# [Data provided]
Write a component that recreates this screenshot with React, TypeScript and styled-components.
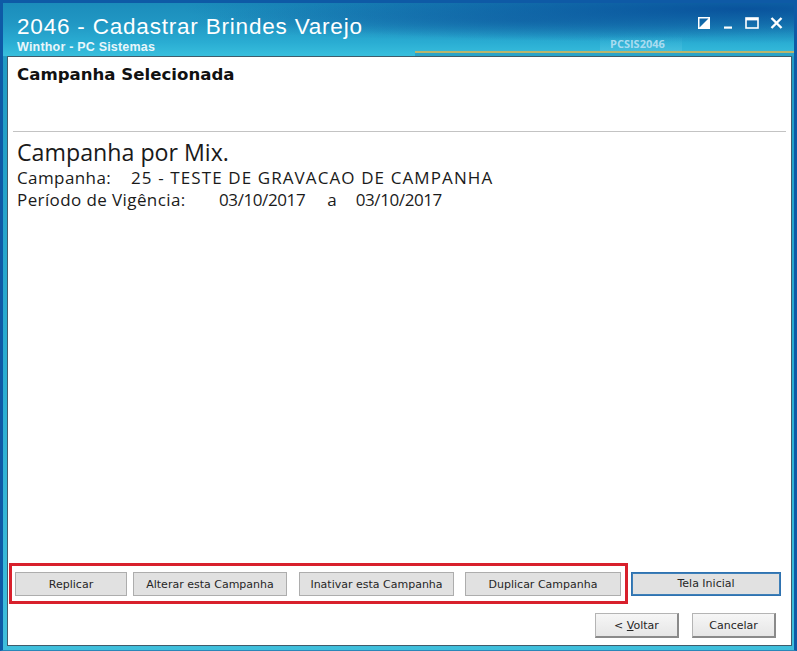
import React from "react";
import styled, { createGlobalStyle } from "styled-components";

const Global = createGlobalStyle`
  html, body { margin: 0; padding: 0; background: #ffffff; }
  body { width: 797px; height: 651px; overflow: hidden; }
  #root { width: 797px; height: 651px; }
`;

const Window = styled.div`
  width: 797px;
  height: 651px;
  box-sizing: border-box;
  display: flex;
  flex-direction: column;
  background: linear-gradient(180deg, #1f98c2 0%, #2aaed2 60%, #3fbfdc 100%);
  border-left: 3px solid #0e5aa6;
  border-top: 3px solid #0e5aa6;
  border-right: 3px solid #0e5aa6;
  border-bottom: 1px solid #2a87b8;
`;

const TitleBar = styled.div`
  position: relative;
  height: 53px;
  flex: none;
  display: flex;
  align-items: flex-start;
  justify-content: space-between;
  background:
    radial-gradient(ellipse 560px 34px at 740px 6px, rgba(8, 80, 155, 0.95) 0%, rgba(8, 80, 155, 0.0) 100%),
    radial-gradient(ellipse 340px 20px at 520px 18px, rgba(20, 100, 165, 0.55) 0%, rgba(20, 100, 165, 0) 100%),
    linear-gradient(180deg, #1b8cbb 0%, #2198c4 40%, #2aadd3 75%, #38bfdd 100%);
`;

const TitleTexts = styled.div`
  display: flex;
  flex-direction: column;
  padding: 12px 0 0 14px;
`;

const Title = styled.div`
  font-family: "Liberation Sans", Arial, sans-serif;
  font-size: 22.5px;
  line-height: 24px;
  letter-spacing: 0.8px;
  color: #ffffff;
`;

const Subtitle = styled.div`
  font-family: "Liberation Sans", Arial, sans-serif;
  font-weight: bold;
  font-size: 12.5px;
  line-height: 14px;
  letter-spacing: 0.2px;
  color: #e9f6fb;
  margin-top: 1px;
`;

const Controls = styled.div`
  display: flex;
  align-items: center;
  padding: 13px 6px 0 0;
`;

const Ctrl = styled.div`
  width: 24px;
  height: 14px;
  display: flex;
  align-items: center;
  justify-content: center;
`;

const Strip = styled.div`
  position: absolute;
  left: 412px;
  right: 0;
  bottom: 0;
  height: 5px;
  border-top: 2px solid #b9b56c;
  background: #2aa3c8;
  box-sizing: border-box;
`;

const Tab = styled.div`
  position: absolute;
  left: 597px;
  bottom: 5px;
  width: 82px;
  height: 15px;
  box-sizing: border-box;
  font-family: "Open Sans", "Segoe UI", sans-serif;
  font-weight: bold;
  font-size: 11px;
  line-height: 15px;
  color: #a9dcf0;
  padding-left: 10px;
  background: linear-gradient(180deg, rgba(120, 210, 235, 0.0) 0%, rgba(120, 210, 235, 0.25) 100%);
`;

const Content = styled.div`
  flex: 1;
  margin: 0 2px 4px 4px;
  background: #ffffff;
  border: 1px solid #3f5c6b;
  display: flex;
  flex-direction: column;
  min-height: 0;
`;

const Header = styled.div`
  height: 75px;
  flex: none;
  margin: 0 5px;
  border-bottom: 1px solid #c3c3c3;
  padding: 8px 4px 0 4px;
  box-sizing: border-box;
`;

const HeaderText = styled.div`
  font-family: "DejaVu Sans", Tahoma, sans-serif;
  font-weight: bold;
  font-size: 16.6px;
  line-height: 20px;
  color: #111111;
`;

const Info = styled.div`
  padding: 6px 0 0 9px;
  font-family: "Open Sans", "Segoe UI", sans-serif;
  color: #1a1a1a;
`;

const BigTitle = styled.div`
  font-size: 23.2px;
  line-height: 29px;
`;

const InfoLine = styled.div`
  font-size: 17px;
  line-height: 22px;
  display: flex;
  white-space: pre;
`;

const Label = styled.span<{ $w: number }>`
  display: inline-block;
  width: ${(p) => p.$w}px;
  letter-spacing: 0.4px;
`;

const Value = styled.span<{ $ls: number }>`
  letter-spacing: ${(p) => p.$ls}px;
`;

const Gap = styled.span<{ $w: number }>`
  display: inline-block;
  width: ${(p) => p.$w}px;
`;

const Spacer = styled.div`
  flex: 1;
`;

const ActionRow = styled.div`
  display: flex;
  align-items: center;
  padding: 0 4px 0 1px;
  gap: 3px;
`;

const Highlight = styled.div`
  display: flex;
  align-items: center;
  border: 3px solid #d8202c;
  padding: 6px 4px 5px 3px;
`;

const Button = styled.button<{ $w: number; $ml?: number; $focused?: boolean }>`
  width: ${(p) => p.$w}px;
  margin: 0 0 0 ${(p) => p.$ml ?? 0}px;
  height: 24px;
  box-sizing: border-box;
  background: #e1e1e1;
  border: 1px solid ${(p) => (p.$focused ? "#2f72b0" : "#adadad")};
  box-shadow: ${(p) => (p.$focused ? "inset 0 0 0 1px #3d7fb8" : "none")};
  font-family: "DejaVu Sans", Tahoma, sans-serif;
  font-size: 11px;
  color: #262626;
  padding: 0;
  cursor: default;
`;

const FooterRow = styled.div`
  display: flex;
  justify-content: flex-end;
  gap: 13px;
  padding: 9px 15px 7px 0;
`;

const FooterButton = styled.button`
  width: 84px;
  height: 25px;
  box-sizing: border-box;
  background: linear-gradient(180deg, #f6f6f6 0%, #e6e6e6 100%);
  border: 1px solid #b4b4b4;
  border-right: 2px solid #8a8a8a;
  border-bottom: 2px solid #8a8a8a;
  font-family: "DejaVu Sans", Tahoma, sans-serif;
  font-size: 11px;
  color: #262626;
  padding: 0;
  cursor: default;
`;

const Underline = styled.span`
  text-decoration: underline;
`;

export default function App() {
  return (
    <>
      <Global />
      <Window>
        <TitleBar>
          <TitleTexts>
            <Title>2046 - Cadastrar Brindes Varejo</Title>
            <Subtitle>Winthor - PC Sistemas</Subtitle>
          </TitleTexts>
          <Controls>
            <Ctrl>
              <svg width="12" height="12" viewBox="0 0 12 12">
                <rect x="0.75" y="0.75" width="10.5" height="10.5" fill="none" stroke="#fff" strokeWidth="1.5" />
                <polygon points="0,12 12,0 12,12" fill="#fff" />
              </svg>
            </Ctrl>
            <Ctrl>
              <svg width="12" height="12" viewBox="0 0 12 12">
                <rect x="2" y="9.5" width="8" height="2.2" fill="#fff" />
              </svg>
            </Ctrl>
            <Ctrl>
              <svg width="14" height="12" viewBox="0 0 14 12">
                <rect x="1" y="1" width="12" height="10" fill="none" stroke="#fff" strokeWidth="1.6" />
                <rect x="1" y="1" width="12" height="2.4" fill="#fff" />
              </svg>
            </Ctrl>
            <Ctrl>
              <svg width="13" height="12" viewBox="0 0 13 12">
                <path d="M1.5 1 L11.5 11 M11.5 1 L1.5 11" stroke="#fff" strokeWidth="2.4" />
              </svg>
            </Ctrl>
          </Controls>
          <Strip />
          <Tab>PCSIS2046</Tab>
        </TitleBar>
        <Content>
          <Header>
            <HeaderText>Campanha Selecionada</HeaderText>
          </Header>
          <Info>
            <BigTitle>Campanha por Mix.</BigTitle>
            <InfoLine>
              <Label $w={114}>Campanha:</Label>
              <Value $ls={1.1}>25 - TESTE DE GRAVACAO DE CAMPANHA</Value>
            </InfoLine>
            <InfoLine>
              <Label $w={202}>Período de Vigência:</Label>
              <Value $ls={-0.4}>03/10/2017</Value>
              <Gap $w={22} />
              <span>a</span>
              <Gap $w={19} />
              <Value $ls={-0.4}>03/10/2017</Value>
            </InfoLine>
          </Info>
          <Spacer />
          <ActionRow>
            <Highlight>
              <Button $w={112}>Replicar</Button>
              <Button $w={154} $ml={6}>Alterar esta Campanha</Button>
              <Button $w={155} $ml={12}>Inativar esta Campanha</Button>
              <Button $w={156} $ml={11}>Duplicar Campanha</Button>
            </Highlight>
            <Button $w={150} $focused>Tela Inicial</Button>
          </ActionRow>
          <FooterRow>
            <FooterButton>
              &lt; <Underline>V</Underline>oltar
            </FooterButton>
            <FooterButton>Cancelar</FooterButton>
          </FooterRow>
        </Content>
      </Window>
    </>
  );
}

# [Exercise]
Copy and report every line where the word "React" is present.

# [The output]
Write a component that recreates this screenshot with React, TypeScript and styled-components.
import React from "react";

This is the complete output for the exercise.